Understand how deDiabetes links research studies to interventions, outcomes, evidence collections, and clinical questions.

What You Are Seeing

When you view a research study, deDiabetes analyzes the study within a broader evidence graph.

The graph connects:

  • Research studies
  • Interventions
  • Outcomes
  • Evidence relationships
  • Evidence collections
  • Clinical questions

These connections help place an individual study within the larger body of diabetes research.

Related Evidence Relationships

A study may be connected to one or more intervention–outcome relationships.

Example:

Dapagliflozin → HbA1c

A relationship is created when the study evaluates an intervention and reports results for a specific outcome.
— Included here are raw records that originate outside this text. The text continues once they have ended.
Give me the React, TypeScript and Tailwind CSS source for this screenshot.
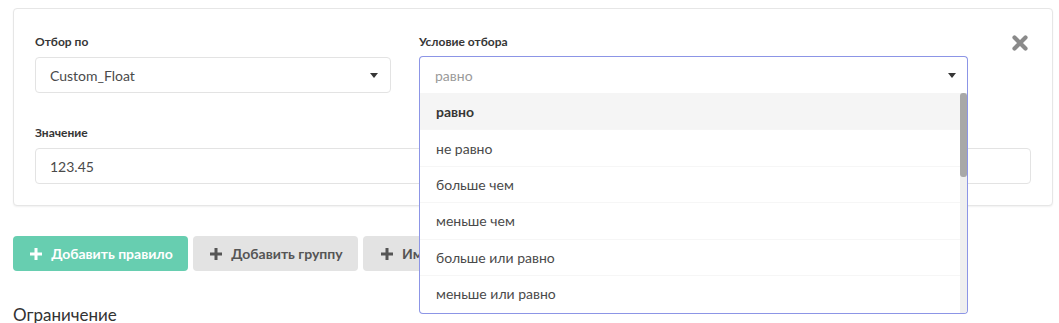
import React from 'react'

const font = { fontFamily: 'Lato, "Open Sans", "Liberation Sans", sans-serif' }

const options = ['равно', 'не равно', 'больше чем', 'меньше чем', 'больше или равно', 'меньше или равно']

function Caret() {
  return (
    <svg width="8" height="5" viewBox="0 0 8 5" className="shrink-0">
      <path d="M0 0h8L4 5z" fill="#363636" />
    </svg>
  )
}

function Plus({ color }: { color: string }) {
  return (
    <svg width="12" height="12" viewBox="0 0 12 12" className="shrink-0">
      <path d="M4.5 0h3v4.5H12v3H7.5V12h-3V7.5H0v-3h4.5z" fill={color} />
    </svg>
  )
}

export default function App() {
  return (
    <div className="min-h-[323px] overflow-hidden bg-white pl-[13px] pr-[6px] pt-[8px] text-[#363636]" style={font}>
      {/* Rule card */}
      <div className="rounded-[4px] border border-[#e6e6e6] bg-white px-[21px] pt-[25px] pb-[21px] shadow-[0_1px_2px_rgba(0,0,0,0.06)]">
        <div className="grid grid-cols-[356px_549px_1fr] gap-x-[28px]">
          <div>
            <label className="block h-[16px] text-[12px] font-bold leading-[16px]">Отбор по</label>
            <div className="mt-[7px] flex h-[36px] items-center justify-between rounded-[4px] border border-[#e3e3e3] pl-[14px] pr-[12px] text-[14px] text-[#4a4a4a]">
              <span>Custom_Float</span>
              <Caret />
            </div>
          </div>
          <div className="relative">
            <label className="block h-[16px] text-[12px] font-bold leading-[16px]">Условие отбора</label>
            <div className="mt-[6px] flex h-[37px] items-center justify-between rounded-t-[4px] border-x border-t border-[#8c95e6] pl-[15px] pr-[11px] text-[14px] text-[#9a9a9a]">
              <span>равно</span>
              <Caret />
            </div>
            {/* Open dropdown list */}
            <div className="absolute left-0 right-0 top-[59px] z-10 flex h-[221px] overflow-hidden rounded-b-[4px] border-x border-b border-[#8c95e6] bg-white">
              <div className="flex-1">
                {options.map((o, i) => (
                  <div
                    key={o}
                    className={
                      i === 0
                        ? 'flex h-[36.4px] items-center bg-[#f5f5f5] pl-[16px] text-[14px] font-bold text-[#363636]'
                        : 'flex h-[36.4px] items-center border-t border-[#f6f6f6] pl-[16px] text-[14px] text-[#4a4a4a]'
                    }
                  >
                    {o}
                  </div>
                ))}
              </div>
              <div className="w-[7px] bg-[#efefef]">
                <div className="h-[84px] rounded-[3px] bg-[#a8a8a8]" />
              </div>
            </div>
          </div>
          <div className="flex justify-end pr-[3px] pt-[1px]">
            <svg width="16" height="16" viewBox="0 0 16 16">
              <path d="M2.5 2.5l11 11M13.5 2.5l-11 11" stroke="#8a8a8a" strokeWidth="4.2" strokeLinecap="round" />
            </svg>
          </div>
        </div>

        <div className="mt-[32px]">
          <label className="block h-[16px] text-[12px] font-bold leading-[16px]">Значение</label>
          <div className="mt-[7px] flex h-[36px] items-center rounded-[4px] border border-[#e3e3e3] pl-[14px] text-[14px] text-[#4a4a4a]">
            123.45
          </div>
        </div>
      </div>

      {/* Actions */}
      <div className="mt-[30px] flex gap-[5px]">
        <button className="flex h-[35px] w-[175px] items-center justify-center gap-[9px] rounded-[4px] bg-[#67ceb0] pl-[2px] text-[14px] font-bold text-white">
          <Plus color="#ffffff" />
          Добавить правило
        </button>
        <button className="flex h-[35px] w-[165px] items-center justify-center gap-[9px] rounded-[4px] bg-[#e3e3e3] pl-[2px] text-[14px] font-bold text-[#555]">
          <Plus color="#555555" />
          Добавить группу
        </button>
        <button className="flex h-[35px] items-center justify-center gap-[9px] rounded-[4px] bg-[#e3e3e3] px-[18px] text-[14px] font-bold text-[#555]">
          <Plus color="#555555" />
          Импорт
        </button>
      </div>

      <h3 className="mt-[33px] text-[17px] font-normal leading-[22px] text-[#333]">Ограничение</h3>
    </div>
  )
}
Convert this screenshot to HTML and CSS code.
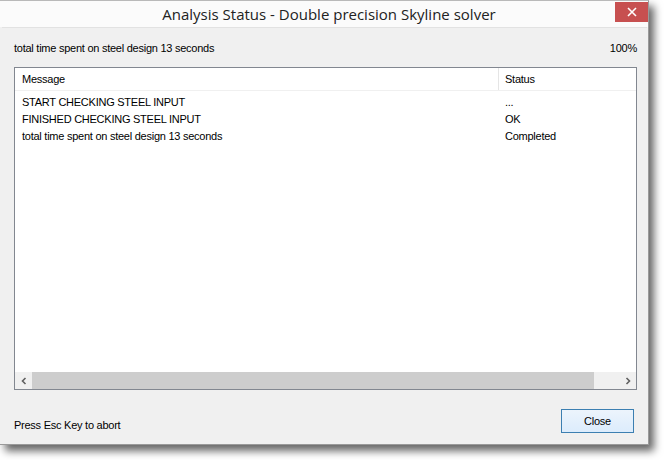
FILE: index.html
```html
<!DOCTYPE html>
<html>
<head>
<meta charset="utf-8">
<link rel="stylesheet" href="styles.css">
</head>
<body>
<div class="stage">
  <div class="window">
    <div class="titlebar">
      <div class="title">Analysis Status - Double precision Skyline solver</div>
      <div class="closebtn"><svg width="10" height="10" viewBox="0 0 10 10"><path d="M1 1 L9 9 M9 1 L1 9" stroke="#fff" stroke-width="1.6"/></svg></div>
    </div>
    <div class="body">
      <div class="statusline">
        <span>total time spent on steel design 13 seconds</span>
        <span>100%</span>
      </div>
      <div class="listbox">
        <div class="header">
          <div class="col-msg">Message</div>
          <div class="col-status">Status</div>
        </div>
        <div class="rows">
          <div class="row"><div class="col-msg">START CHECKING STEEL INPUT</div><div class="col-status">...</div></div>
          <div class="row"><div class="col-msg">FINISHED CHECKING STEEL INPUT</div><div class="col-status">OK</div></div>
          <div class="row"><div class="col-msg">total time spent on steel design 13 seconds</div><div class="col-status">Completed</div></div>
        </div>
        <div class="hscroll">
          <div class="arrow"><svg width="8" height="8" viewBox="0 0 8 8"><path d="M5.5 1 L2.5 4 L5.5 7" fill="none" stroke="#606060" stroke-width="1.6"/></svg></div>
          <div class="thumb"></div>
          <div class="track"></div>
          <div class="arrow"><svg width="8" height="8" viewBox="0 0 8 8"><path d="M2.5 1 L5.5 4 L2.5 7" fill="none" stroke="#606060" stroke-width="1.6"/></svg></div>
        </div>
      </div>
      <div class="footer">
        <span class="hint">Press Esc Key to abort</span>
        <button class="btn">Close</button>
      </div>
    </div>
  </div>
</div>
</body>
</html>
```
FILE: styles.css
```css
html, body {
  margin: 0;
  padding: 0;
  background: #ffffff;
}
.stage {
  width: 664px;
  height: 460px;
  padding: 0;
  box-sizing: border-box;
}
.window {
  width: 649px;
  height: 445px;
  box-sizing: border-box;
  border-top: 1px solid #b9b9b9;
  border-right: 1px solid #9a9a9a;
  border-bottom: 1px solid #9a9a9a;
  background: #f0f0f0;
  box-shadow: 5px 6px 8px rgba(0,0,0,0.6);
  display: flex;
  flex-direction: column;
  font-family: "Liberation Sans", Arial, sans-serif;
  font-size: 11px;
  letter-spacing: -0.25px;
  color: #000;
}
.titlebar {
  height: 26px;
  flex: none;
  background: #fbfbfb;
  position: relative;
  display: flex;
  justify-content: center;
  align-items: center;
}
.title {
  font-family: "Open Sans", "DejaVu Sans", sans-serif;
  font-size: 15px;
  letter-spacing: 0;
  color: #222;
  margin-left: 10px;
  margin-top: -1px;
}
.closebtn {
  position: absolute;
  right: 0;
  top: 1px;
  width: 33px;
  height: 20px;
  background: #c75050;
  display: flex;
  align-items: center;
  justify-content: center;
}
.body {
  flex: 1;
  display: flex;
  flex-direction: column;
  padding: 0 10px 0 12px;
  border-top: 1px solid #e2e2e2;
  margin: 0 1px 2px 2px;
  background: #f0f0f0;
}
.statusline {
  display: flex;
  justify-content: space-between;
  height: 39px;
  align-items: center;
}
.listbox {
  height: 323px;
  box-sizing: border-box;
  border: 1px solid #828790;
  background: #fff;
  display: flex;
  flex-direction: column;
}
.header {
  display: flex;
  height: 22px;
  align-items: center;
  border-bottom: 1px solid #f0f0f0;
}
.header .col-msg {
  border-right: 1px solid #e5e5e5;
  height: 100%;
  display: flex;
  align-items: center;
}
.col-msg {
  width: 476px;
  padding-left: 7px;
  flex: none;
}
.col-status {
  padding-left: 6px;
}
.rows {
  flex: 1;
  padding-top: 2px;
}
.row {
  display: flex;
  height: 17px;
  align-items: center;
}
.row .col-status {
  padding-left: 7px;
}
.hscroll {
  height: 17px;
  display: flex;
  background: #f0f0f0;
}
.arrow {
  width: 17px;
  flex: none;
  display: flex;
  align-items: center;
  justify-content: center;
}
.thumb {
  width: 562px;
  flex: none;
  background: #cdcdcd;
}
.track {
  flex: 1;
}
.footer {
  flex: 1;
  display: flex;
  align-items: flex-end;
  justify-content: space-between;
  padding-bottom: 9px;
}
.hint {
  padding-bottom: 2px;
}
.btn {
  width: 73px;
  height: 24px;
  margin-right: 3px;
  border: 1px solid #3c7fb1;
  background: linear-gradient(#ecf4fc, #dcecfc);
  font-family: "Liberation Sans", Arial, sans-serif;
  font-size: 11px;
  letter-spacing: -0.25px;
  color: #000;
  padding: 0;
}
```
These relationships are extracted from structured study data and evidence records.

Evidence Collections

Studies can also appear in evidence collections.

Examples:

Dapagliflozin Evidence Hub
HbA1c Evidence Hub

Collections group studies that investigate a common intervention, outcome, or evidence topic.

Evidence Archive Links

The archive links shown on research pages are automatically generated filters that allow you to explore:

  • All studies for an intervention
  • All studies for an outcome
  • All studies examining a specific intervention–outcome relationship

These links do not change the evidence; they simply help you navigate related research.

Questions This Evidence Helps Answer

Questions are generated from intervention–outcome relationships.

Example:

Does dapagliflozin improve HbA1c?

These questions are intended as navigation aids that help readers discover relevant evidence more quickly.

They should not be interpreted as clinical recommendations.

How the Evidence Graph Works

At a high level:

Research Study
       ↓
Intervention(s)
       ↓
Outcome(s)
       ↓
Evidence Relationship
       ↓
Collections & Questions

The graph allows related studies to be grouped together and explored through a consistent evidence framework.

Important Note

Connections are generated from structured evidence data and quality-control rules. They are designed to improve navigation and discovery, but they do not replace reading the original study or reviewing the full body of evidence.